On the 8th of April, and after the plaintiffs gave notice to Pennoyer of the assignment, the property was attached, by the defendant, as an indifferent person, to whom the writ was specially directed, and taken into his possession, upon a process against Harrington, the vendor, in favour of Pennoyer. Judgment was recovered against Harrington, on that process; and the property was taken, by an execution, which issued on that judgment, and sold at the post. While the defendant was thus in possession of the property, this suit is instituted. It is now said, that this attachment, by which the property was taken, was void. Be it so; still the question recurs, have the plaintiffs shewn any right to it by virtue of the assignment? They insist, that their right became absolute,upon the execution of the instrument; that the word sell imports an unconditional transfer of the property; and that draws after it a constructive possession. I think otherwise. “They paying to Pennoyer his balance,” if not a condition precedent, certainly imports a concurrent act to be done by the plaintiffs, or, at least, an attempt to pay that balance, before any right could vest in them. The word paying, according to the late Chief Justice Swift, in the case of Wheeler v. Walker, 2 Conn. Rep. 196. 199. clearly imports a condition. In the same case, says the present Chief Justice: “The words which constitute a condition, may be various. In particular words there is no magic: their operation depends on the sense they carry.” The same doctrine is recognized in the case of Judd & al. v. Bushnell & al. 7 Conn. Rep. 205.

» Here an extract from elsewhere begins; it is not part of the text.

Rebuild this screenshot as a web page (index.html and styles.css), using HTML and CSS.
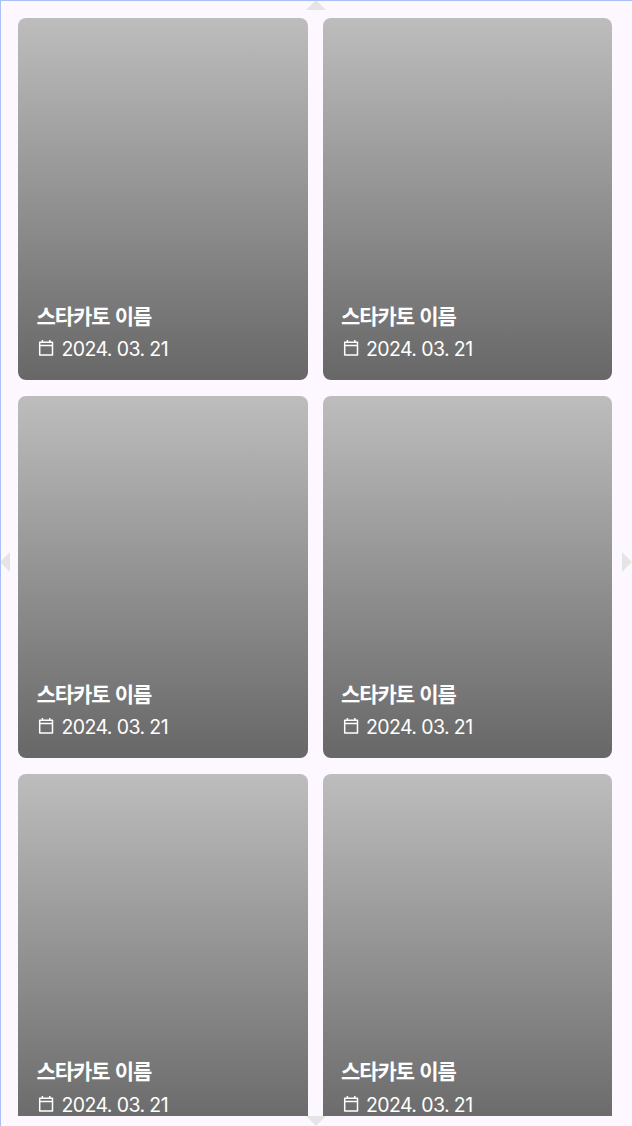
FILE: index.html
```
<!DOCTYPE html>
<html lang="ko">
<head>
  <meta charset="UTF-8" />
  <meta name="viewport" content="width=device-width, initial-scale=1" />
  <title>스타카토</title>
  <link rel="stylesheet" href="styles.css">
</head>
<body>
  <svg width="0" height="0" class="icon-defs">
    <symbol id="calendar" viewBox="0 0 16 18">
      <path d="M1.7 3.2h12.8v12.8H1.7zM1.7 6.6h12.8M4.4 1v2.2M11.8 1v2.2" fill="none" stroke="currentColor" stroke-width="1.5" stroke-linejoin="round" />
    </symbol>
  </svg>
  <div class="screen">
    <div class="card-grid">
      <div class="card">
        <div class="card-title">스타카토 이름</div>
        <div class="card-date"><svg class="card-icon"><use href="#calendar" /></svg><span>2024. 03. 21</span></div>
      </div>
      <div class="card">
        <div class="card-title">스타카토 이름</div>
        <div class="card-date"><svg class="card-icon"><use href="#calendar" /></svg><span>2024. 03. 21</span></div>
      </div>
      <div class="card">
        <div class="card-title">스타카토 이름</div>
        <div class="card-date"><svg class="card-icon"><use href="#calendar" /></svg><span>2024. 03. 21</span></div>
      </div>
      <div class="card">
        <div class="card-title">스타카토 이름</div>
        <div class="card-date"><svg class="card-icon"><use href="#calendar" /></svg><span>2024. 03. 21</span></div>
      </div>
      <div class="card">
        <div class="card-title">스타카토 이름</div>
        <div class="card-date"><svg class="card-icon"><use href="#calendar" /></svg><span>2024. 03. 21</span></div>
      </div>
      <div class="card">
        <div class="card-title">스타카토 이름</div>
        <div class="card-date"><svg class="card-icon"><use href="#calendar" /></svg><span>2024. 03. 21</span></div>
      </div>
    </div>
    <div class="arrow arrow-top"></div>
    <div class="arrow arrow-left"></div>
    <div class="arrow arrow-right"></div>
    <div class="arrow arrow-bottom"></div>
  </div>
</body>
</html>
```
FILE: styles.css
```
* {
  box-sizing: border-box;
  margin: 0;
  padding: 0;
}
body {
  background: #fdf8ff;
  color: #fff;
  font-family: 'Inter', 'Noto Sans CJK KR', sans-serif;
  overflow: hidden;
}
.icon-defs {
  display: none;
}
.screen {
  position: relative;
  width: 100%;
  height: 1126px;
  padding: 17px 20px 0 17px;
  border-top: 1px solid #a9bff8;
  border-left: 1px solid #a9bff8;
  overflow: hidden;
}
.card-grid {
  display: grid;
  grid-template-columns: 1fr 1fr;
  grid-auto-rows: 362px;
  gap: 15.8px 15px;
  height: 1097.5px;
  overflow: hidden;
}
.card {
  display: flex;
  flex-direction: column;
  justify-content: flex-end;
  padding: 0 18.5px 20px;
  border-radius: 8px;
  background: linear-gradient(#bdbdbd, #676767);
}
.card-title {
  font-size: 21px;
  font-weight: 700;
  line-height: 30px;
  letter-spacing: -1.1px;
  word-spacing: 1.6px;
  white-space: nowrap;
}
.card-date {
  display: flex;
  align-items: center;
  gap: 7.5px;
  margin-top: 6.3px;
  font-size: 19.5px;
  line-height: 22px;
  letter-spacing: -0.6px;
  white-space: nowrap;
}
.card-icon {
  width: 16px;
  height: 18px;
  margin: -2px 0 0 1.5px;
}
.arrow {
  position: absolute;
  background: #e5e5e5;
}
.arrow-top,
.arrow-bottom {
  left: 305px;
  width: 20px;
  height: 10px;
}
.arrow-left,
.arrow-right {
  top: 551px;
  width: 10px;
  height: 20px;
}
.arrow-top {
  top: -1px;
  clip-path: polygon(50% 0, 100% 100%, 0 100%);
}
.arrow-bottom {
  bottom: 0;
  clip-path: polygon(0 0, 100% 0, 50% 100%);
}
.arrow-left {
  left: -1px;
  clip-path: polygon(0 50%, 100% 0, 100% 100%);
}
.arrow-right {
  right: 0;
  clip-path: polygon(0 0, 100% 50%, 0 100%);
}
```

*496The parties to this contract might have agreed, that the property should be transferred immediately, and the vendor might have accepted the promise of the plaintiffs to pay the debt due to Pennoyer; but the contract made was different; and the court, in view of it, can only say, that here could be no transfer without payment or tender of the balance due to Pennoyer; and that, in the absence of all proof of such payment or tender, no title has been acquired by the plaintiffs.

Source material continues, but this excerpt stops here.